6. Advanced Topics and Extensions

Explicit Substitution Calculi: CMTT supports calculi with first-class ordinary and meta-substitutions, with explicit closures that interleave these substitution layers (often needed for higher-order unification and efficient implementations as in Beluga) (Abel et al., 2010).
Linear and Session Types: CMTT has been adapted for linear resource management and session-typed concurrent processes. Contextual values can be boxed, transmitted, and safely unboxed while preserving linearity, crucial for code shipping or distributed staged computation (Ângelo et al., 2024, Ângelo et al., 21 Jan 2026).
Dependent Contextual Modal Type Theories: Theories such as Cocon combine higher-order abstract syntax (HOAS) representations in a domain layer with a computation layer allowing recursion, universes, and metaprogramming, with normalization and consistency established via Kripke logical relations (Pientka et al., 2019, Pientka et al., 2019).
Algebraic Effects: Modalities indexed by effect signatures enable native integration of algebraic effects and handlers in the type system, where effect contexts correspond to modal contexts and handling is interpreted as context reachability (Zyuzin et al., 2021).

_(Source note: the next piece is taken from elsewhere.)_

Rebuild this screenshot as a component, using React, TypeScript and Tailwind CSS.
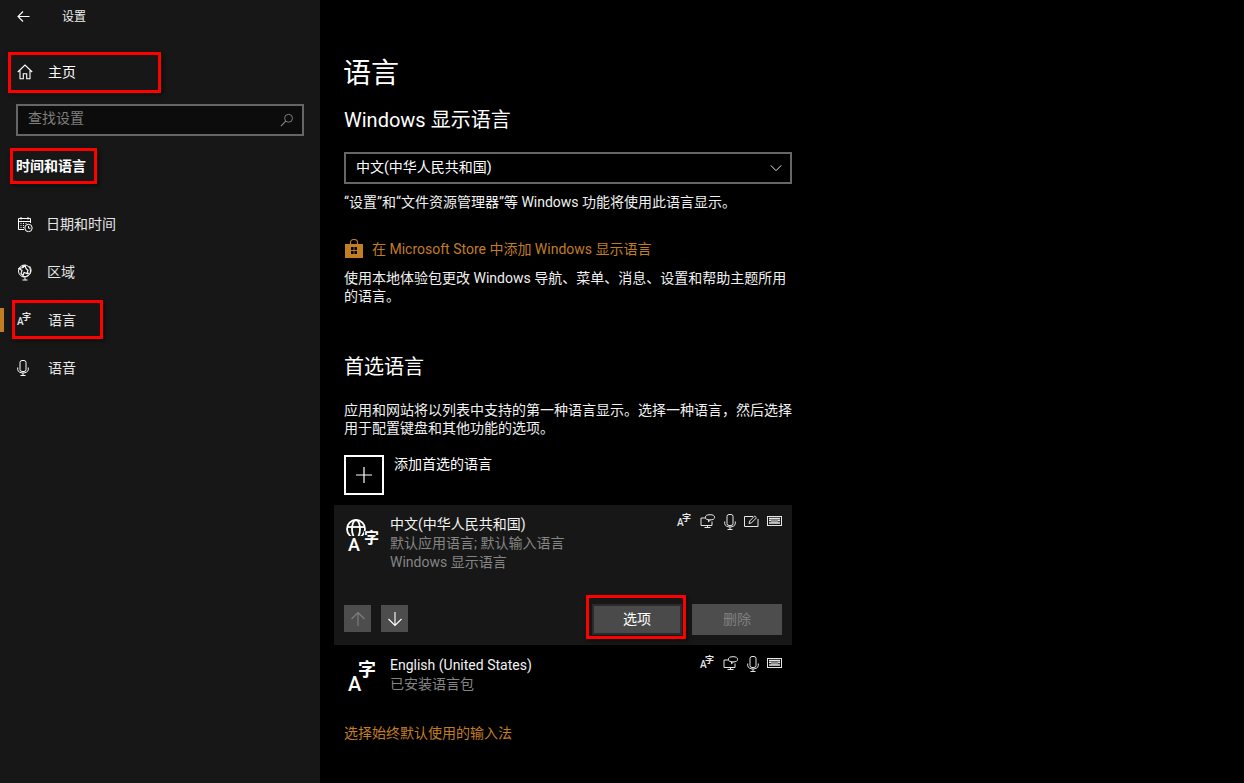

7. Significance and Theoretical Impact

Contextual modal type theory unifies diverse notions of modality, open code, binding, and staging by systematically tracking contexts as explicit first-class indices of modal types. It generalizes standard modal and staged calculi, applies uniformly to both simple and dependent types, and provides flexible, structurally sound foundations for metaprogramming, effect systems, resource-sensitive computation, and proof theory. The categorical semantics—whether via CwDRAs, comonadic presheaves, or iterated enrichment—clarifies the logical status of modalities as right adjoints and supports systematic transfer of metatheorems, embeddings, and implementation strategies across a spectrum of modern type theories (Birkedal et al., 2018, Nishiwaki et al., 2018, Hu et al., 2022, Pientka et al., 2019, Murase et al., 2018).